Meghana has not stopped learning more about sustainable business since. She was selected to serve as a 2022-23 Scheller College Undergraduate Sustainability Ambassador. In this role, she is working to increase visibility of the Center and to synthesize its career resources. In the Fall 2022 Sustainable Business Consulting Practicum, taught by Center Managing Director Michael Oxman and Lecturer Bob Lax, Meghana worked with her team’s sustainable packaging client, Better Earth, to develop a cost-sharing business model for a reusables service. To round out her courses for the certificate in sustainable business, she is currently taking a class on social entrepreneurship with Professor of the Practice Robert Thomas.
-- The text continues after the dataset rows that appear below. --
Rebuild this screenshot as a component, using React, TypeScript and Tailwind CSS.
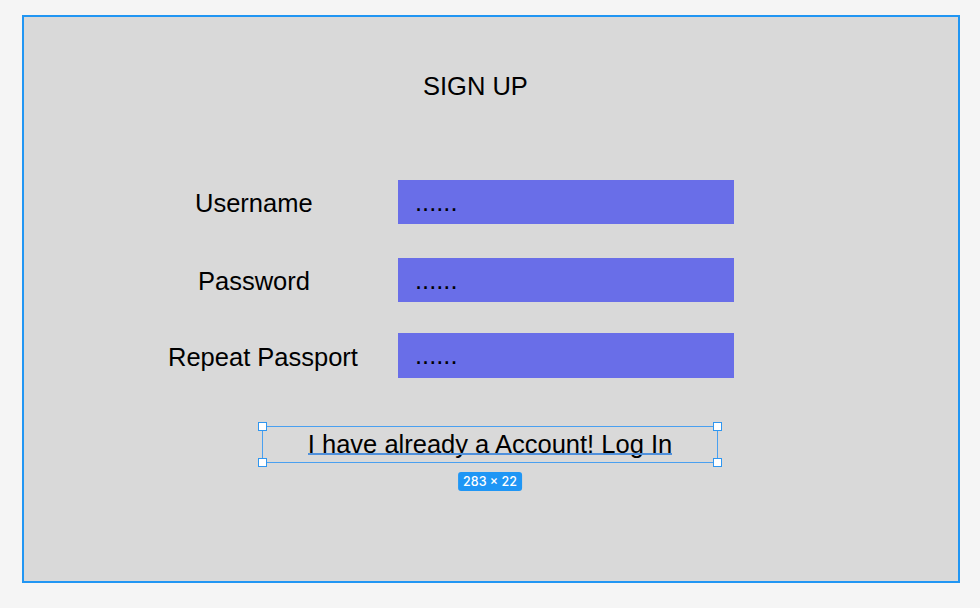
import React from "react";

const font = { fontFamily: '"Liberation Sans", Arial, sans-serif' };

function Row({ label, labelMl, mt, h }: { label: string; labelMl: string; mt: string; h: string }) {
  return (
    <div className={`flex items-center ${mt}`}>
      <div className="w-[374px] shrink-0 pt-[3px]">
        <span className={`inline-block ${labelMl} text-[25.5px] text-black`}>{label}</span>
      </div>
      <div className={`w-[336px] ${h} bg-[#696ee8] flex items-center pl-[17px] text-[25.5px] text-black`}>
        ......
      </div>
    </div>
  );
}

export default function App() {
  return (
    <div className="w-[980px] h-[608px] bg-[#f5f5f5] pt-[15px] pl-[22px]" style={font}>
      <div className="w-[938px] h-[568px] border-2 border-[#2196f3] bg-[#d9d9d9] flex flex-col">
        <div className="mt-[54px] pl-[399px] text-[25.5px] leading-[30px] text-black">SIGN UP</div>
        <div className="flex flex-col">
          <Row label="Username" labelMl="ml-[171px]" mt="mt-[79px]" h="h-[44px]" />
          <Row label="Password" labelMl="ml-[174px]" mt="mt-[34px]" h="h-[44px]" />
          <Row label="Repeat Passport" labelMl="ml-[144px]" mt="mt-[31px]" h="h-[45px]" />
        </div>
        <div className="mt-[48px] ml-[238px] relative w-[456px] h-[37px] border border-[#4aa0f0] flex justify-center items-start pt-[6px]">
          <span className="relative inline-block text-[25.5px] leading-[22px] text-black whitespace-nowrap">
            I have already a Account! Log In
            <span className="absolute left-0 right-0 top-[20px] h-[2px] bg-[#4f90dc]" />
          </span>
          <span className="absolute -left-[5px] -top-[5px] w-[9px] h-[9px] bg-white border border-[#2f96f0]" />
          <span className="absolute -right-[5px] -top-[5px] w-[9px] h-[9px] bg-white border border-[#2f96f0]" />
          <span className="absolute -left-[5px] -bottom-[5px] w-[9px] h-[9px] bg-white border border-[#2f96f0]" />
          <span className="absolute -right-[5px] -bottom-[5px] w-[9px] h-[9px] bg-white border border-[#2f96f0]" />
          <div className="absolute left-1/2 -translate-x-1/2 top-[45px] h-[19px] px-[5px] rounded-[3px] bg-[#1f96f5] text-white text-[12.5px] font-medium leading-[19px] whitespace-nowrap" style={{ fontFamily: 'Inter, "Liberation Sans", sans-serif' }}>
            283 × 22
          </div>
        </div>
      </div>
    </div>
  );
}
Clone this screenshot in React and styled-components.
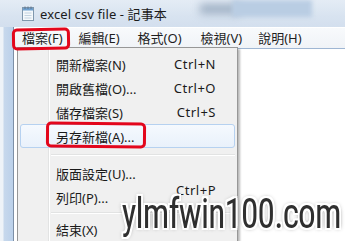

She said, “It’s eye-opening to learn how the choices we make affect everyone in the world.”
As Meghana nears graduation, she reflected on the significance of the certificate in sustainable business. “It is inspiring to see how the Center-affiliated faculty are tight-knit and passionate about what they’re doing. It has been nice to get guidance for my career and to take classes that give me the full picture of sustainability,” she said.
Outside of classes and work, Meghana has many hobbies: from practicing yoga and shopping for vintage clothes to collecting vinyl records and listening to jazz. One of her most significant extracurricular activities has been singing in the Georgia Tech Chamber Choir every year in college. Being a member of the group has its perks. Gigs have included playing a high school choir member on the NBC TV show, Ordinary Joe, and singing in a backup choir for the Eagles at State Farm Arena.
After graduation this spring, Meghana will be moving to New York City to work for KPMG in supply chain consulting. She plans to keep sustainability in mind when making decisions as a consultant. It all comes down to making “conscious decisions.” She said, “I hope to fix some of the damage we have done already and to prevent more damage from occurring – so we can have more time to live on this beautiful planet!”